Rather than basing these choices on intuition or random chance, it’s better to
systematically search hyperparameter space to find optimal choices. At this time, the process is expensive, and the tools to do it aren’t very good. But the
**Hyperopt** and **Hyperas** libraries may be able to help us. When doing hyperparameter optimization, be mindful of validation-set overfitting!
* Winning machine-learning competitions or otherwise obtaining the best possible results on a task can only be done with large ensembles of models. Ensembling via a well-optimized weighted average is usually good enough. Remember: diversity is strength. It’s largely pointless to ensemble very similar models; the best ensembles are sets of models that are as dissimilar as possible (while having as much predictive power as possible, naturally).

### Chapter 7 summary

*  In this chapter, we learned the following:
    * How to build models as arbitrary graphs of layers, reuse layers (layer
    weight sharing), and use models as Python functions (model templating).

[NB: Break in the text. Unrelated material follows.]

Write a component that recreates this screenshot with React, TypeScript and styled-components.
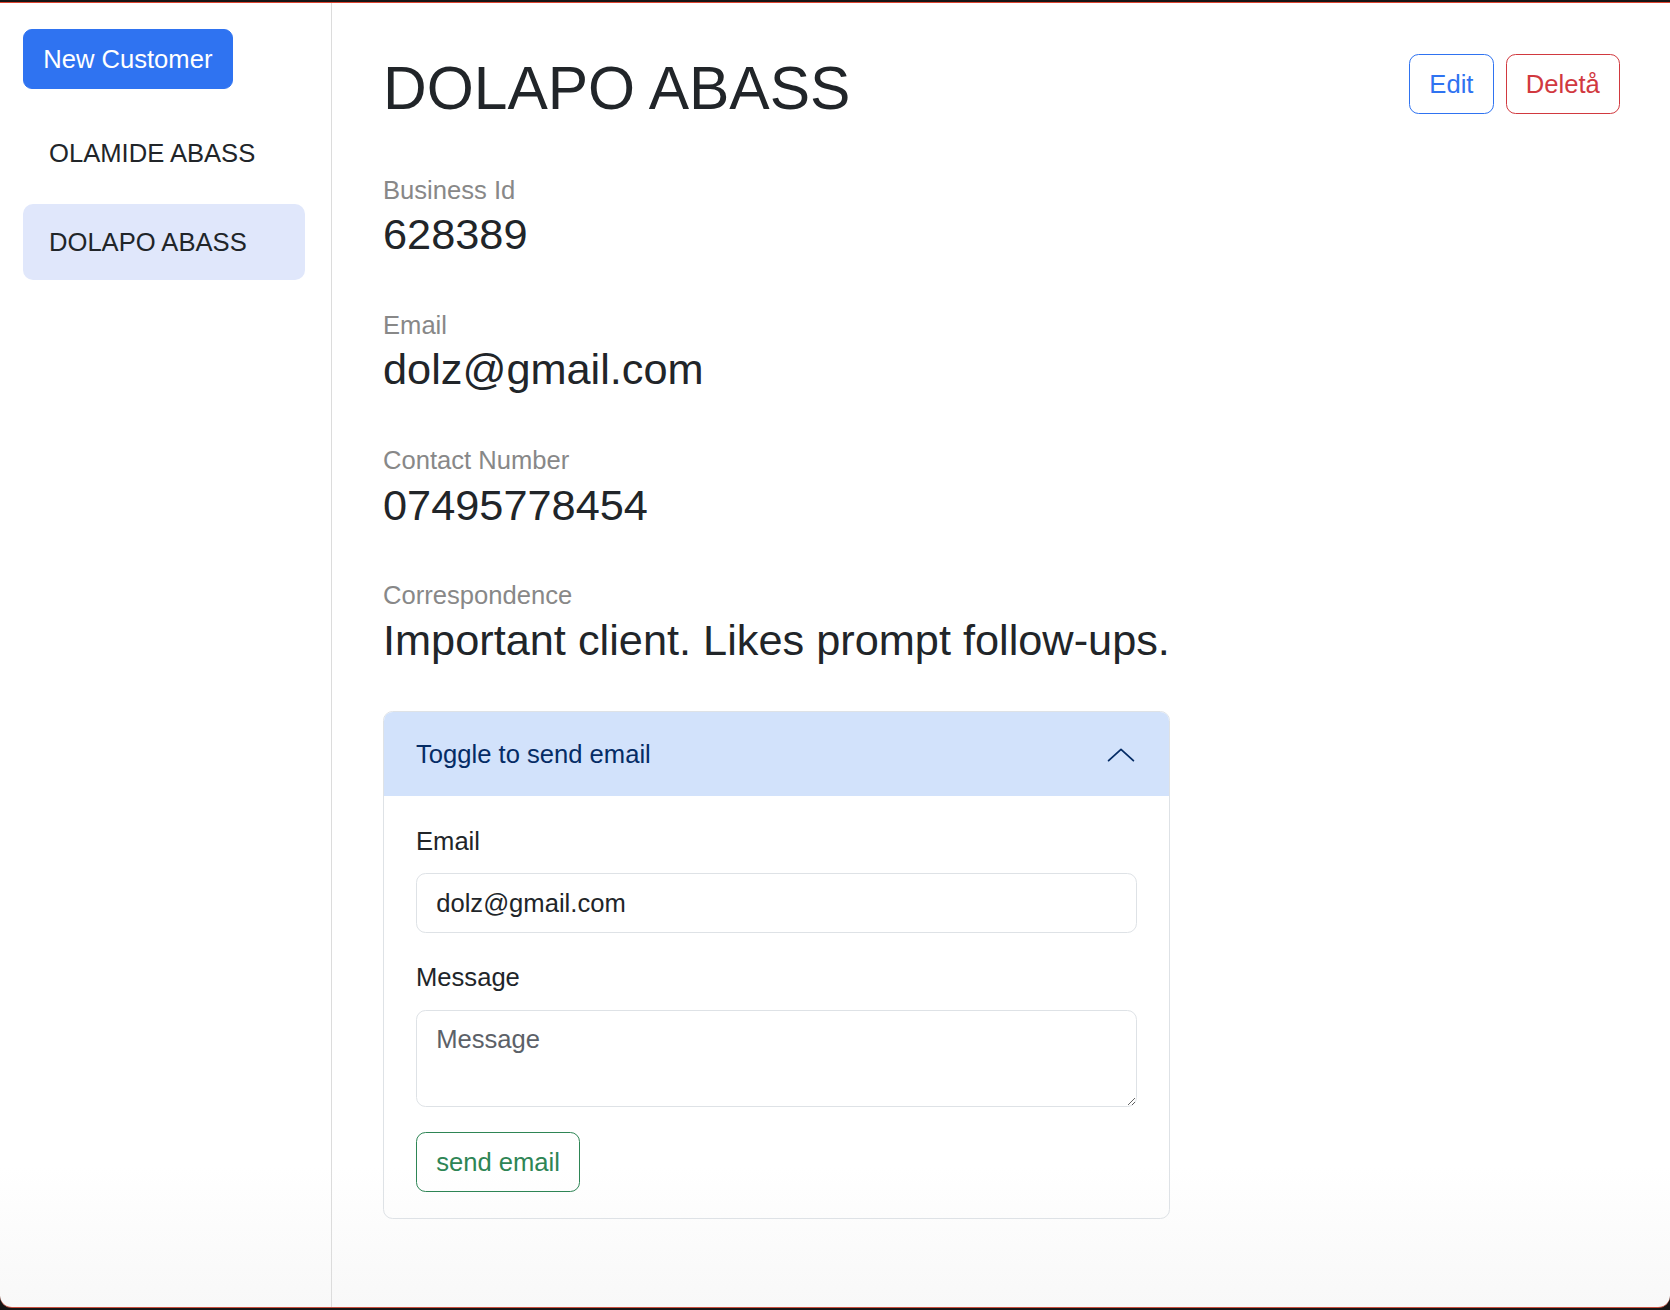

    * We can use Keras callbacks to monitor our models during training and
    take action based on model state.
    * TensorBoard allows us to visualize metrics, activation histograms, and
    even embedding spaces.
    * What batch normalization, depthwise separable convolution, and residual connections are.
    * Why we should use hyperparameter optimization and model ensembling.
* With these new tools, we’re better equipped to use deep learning in the real world and start building highly competitive deep-learning models.